Es ist noch nicht ganz ein Jahr her, da traf Kerstin Kummer zum ersten Mal ins Schwarze. Auf der Hochwildjagd im Wallis schoss sie einen Hirschstier. Heute sitzt die 22-jährige Jungjägerin in einem Strassencafé in Brig und erinnert sich: «Ich wusste nicht, ob ich mich freuen oder weinen soll.» Eine grosse Ehrfurcht vor dem Leben spricht aus ihr. Eine echte, keine gespielte.

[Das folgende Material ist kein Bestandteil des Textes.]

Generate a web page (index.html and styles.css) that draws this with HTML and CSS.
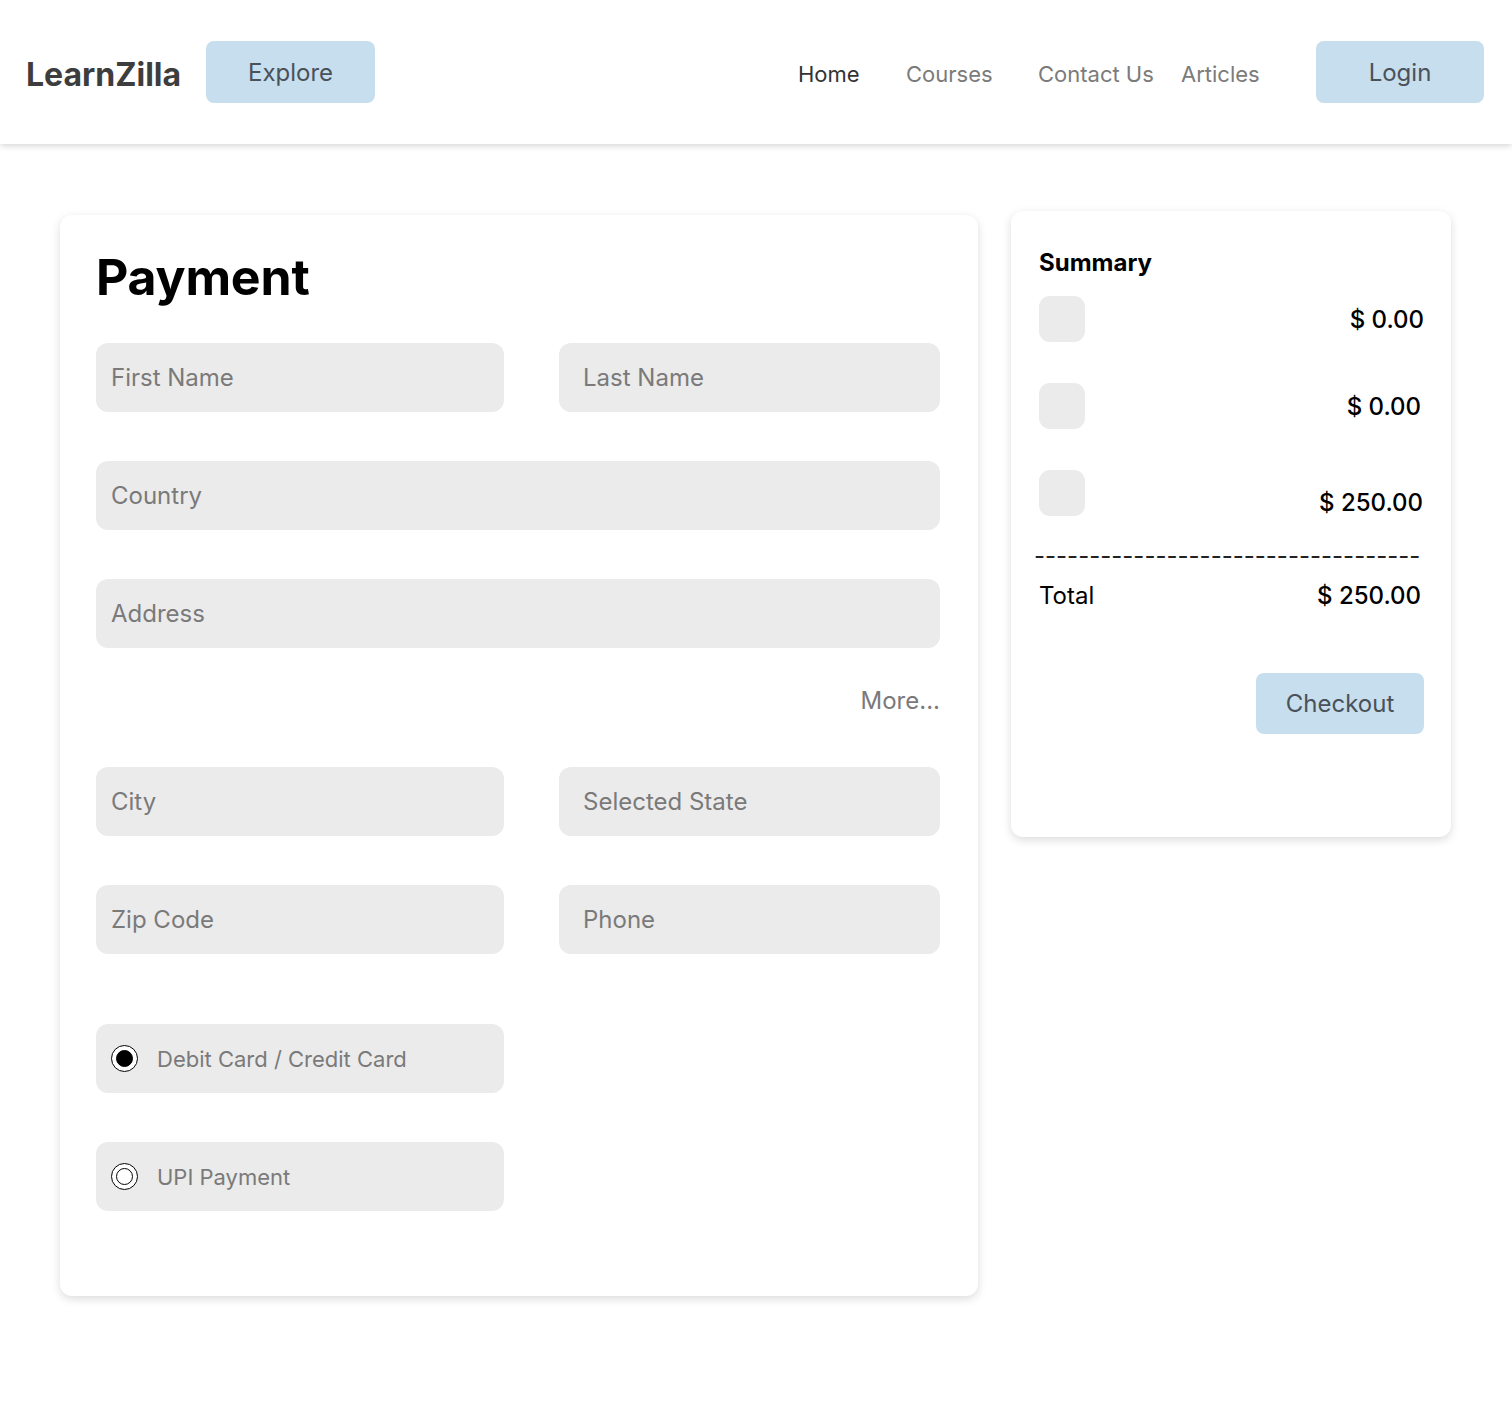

Kummer ist die erste Jagdbotschafterin der Schweiz. Kurz nach ihrem ersten Abschuss bewarb sie sich auf den Titel «Schweizer Jägerin», der vom Monatsmagazin «Schweizer Jäger» im Winter zum ersten Mal vergeben wurde – und gewann die Internetabstimmung haushoch. Dabei wollte sie erst gar nicht mitmachen: «Ich hatte Bedenken», sagt sie. Kummer wusste, dass die Jagd in der Schweiz einen zweifelhaften Ruf hat und dass auf so eine «Miss Jagd» nicht nur positive Reaktionen zukommen würden. «Ich fragte mich: Habe ich einen genug breiten Rücken?» Letztlich blieb ihr gar keine Wahl. Ihre Jägerkollegen forderten sie auf: «Entweder du meldest dich an, oder wir tun’s.» Sie tat es selbst.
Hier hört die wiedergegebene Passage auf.